Will it help to dampen the tape in the other room before we remove it?

Any recommendations on how this could be touched up, or am I paying to have this guy's floor refinished?


----------



## the big 12 inch (Jan 22, 2009)

I never heard of blue painters tape doing this.Sometimes if the finish is new water based poly it will come up..You should always tape the paper to paper,not the floor...I'm sure it can be resolved without refinishing the floors...


----------



## HomerJ (Jan 23, 2009)

the big 12 inch said:


> I never heard of blue painters tape doing this.Sometimes if the finish is new water based poly it will come up..You should always tape the paper to paper,not the floor...I'm sure it can be resolved without refinishing the floors...


Thanks for the insight. I've never seen it either, but I thought it might be because the tape was down for too long.

I'm going to see it in person this afternoon. What would you try? A cleaner? If so, which one?


----------



## Floordude (Aug 30, 2007)

They say it can happen.

I know if you leave it on prefinished for a long time like that, it can jack with the finish, just where the tape resin was.

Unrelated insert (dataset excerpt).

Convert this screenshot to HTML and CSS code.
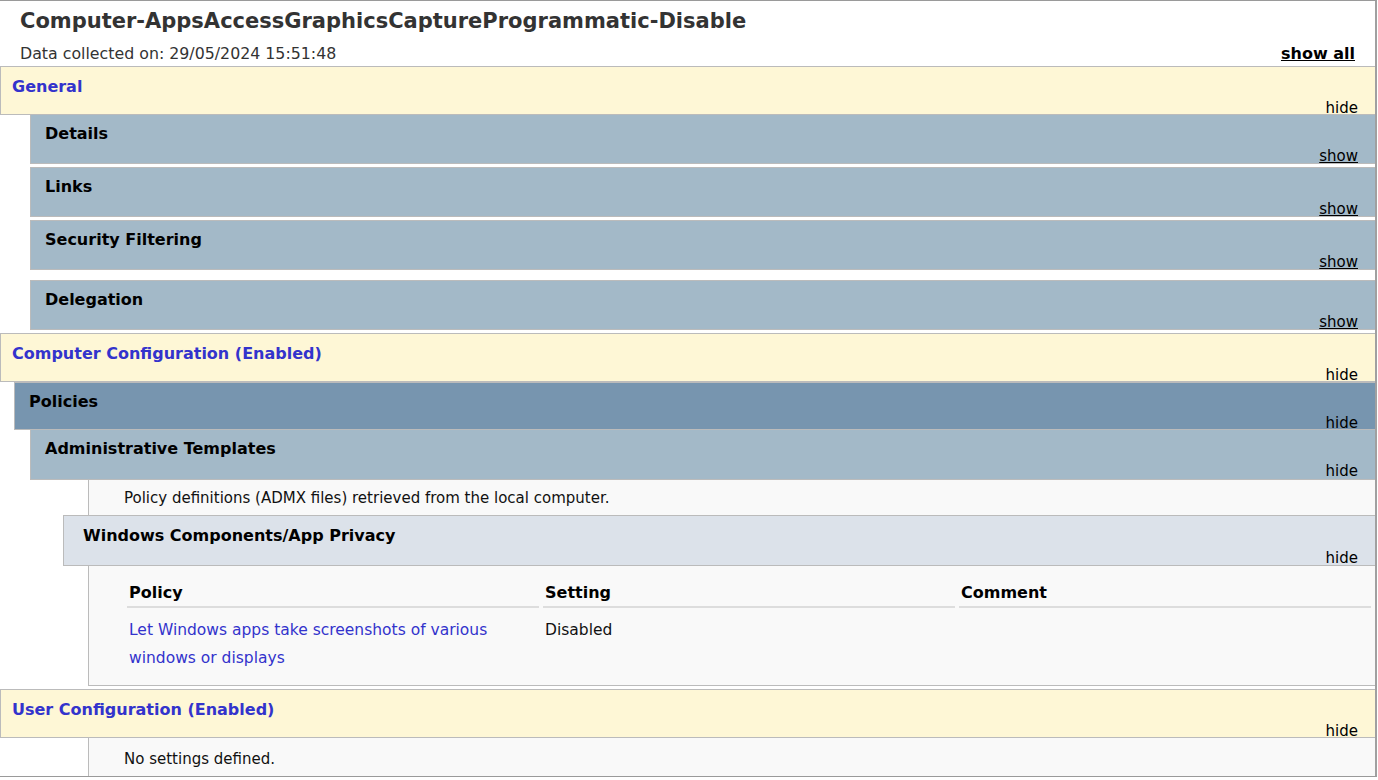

If it pulled the finish, chances are there was a bond issue to begin with that it just so happened your guy exposed.:whistling

Now you get to do it right, on your dime.

Sorry, but that is just how it goes.:furious:

Never tape to the finished floor and leave the tape longer than 2 days.:no:


----------



## finaltouchfloor (Jul 26, 2009)

Floordude said:


> They say it can happen.
> Never tape to the finished floor and leave the tape longer than 2 days.:no:


 
Most hardwood manufacturers say don't leave it on for over 24hrs. Was it blue tape or regular?

If this a sand n finish job , yes , you already had bonding issues. What grit did you sand with? Was it over 100 grit ?

I've seen it happen on T-molds and lousy Bruce seconds.


----------



## HomerJ (Jan 23, 2009)

The home has original hardwood from the 50's. We didn't do the floor, we were working inside on other things and put the rosin paper down to protect the wood floor. Not sure when it was last finished. HO says a few years ago.

The tape used was 3M blue tape for delicate surfaces. 3M says it can stay in place for up to 60 days. They say the regular blue tape isn't recommended for wood floors, but can stay in place for 14 days.

They suggested heating the rest of the tape that's still down with a hair dryer and peeling it back. We'll see if that works. 

Thanks for the feedback.


----------



## PrecisionFloors (Jan 24, 2006)

There are different types and qualities of blue tape. 3M 2090 is the only one actually specifically recommended by wood flooring manufacturers iirc. I have also learned the hard way that using the cheap stuff can lead to finish issues.

Wow just saw 3M was used. Ok bad luck got ya I guess. That sucks.

Use the opportunity to point out the poor finish on the floor and sell them on a re-finish :whistling


----------



## mikeswoods (Oct 11, 2008)

xylene (goof off) is a gentle way to remove any tape residue. Minwax Wipe on Poly may save a refinish job. I always keep a can in the truck . good luck


----------



## DavidC (Feb 16, 2008)

You can try Oops! or GooGone if its a tape residue left behind. They have saved our can a few times. What ever you try, do a test spot where it is likely to go unnoticed just in case.

Good Luck
Dave


----------



## Plumber_Bill (Jul 23, 2009)

That happened to me in my own house.

Kitchen redo and granite tops. I put down a runway using rosen paper. 
Held the paper down with Blue Tape.

Down 2 weeks pulled the finish when removed, but only where the tape 
was walked on.

Have photos if anybody wants to see.


----------



## HomerJ (Jan 23, 2009)

We pulled the remaining tape after heating it for a few seconds with a hair dryer. It worked like a charm, so the problem is really now in just one room.

The tape line in that room is still highly visible after cleaning with various citrus based cleaners. 

In one area, I tested the wipe on poly, but it still doesn't look great after 1 coat. I used a little steel wool first, but maybe I didn't go deep enough.

I'm going to try a palm sander with 220 grit paper next. If that fails, the whole floor may need to be sanded.


----------



## [email protected] (Apr 3, 2009)

Chances are the tape line you can see is adhesive residue that now has dirt/dust stuck to it,

Try using a adhesive remover rather than just a 'normal' cleaner, remember to try a test area first to check you do not damage the floor finish.


----------



## Mellison (Aug 3, 2008)

Do they use a floor wax?
I have heard of the tape lifting floor wax but never a finish years after application.


----------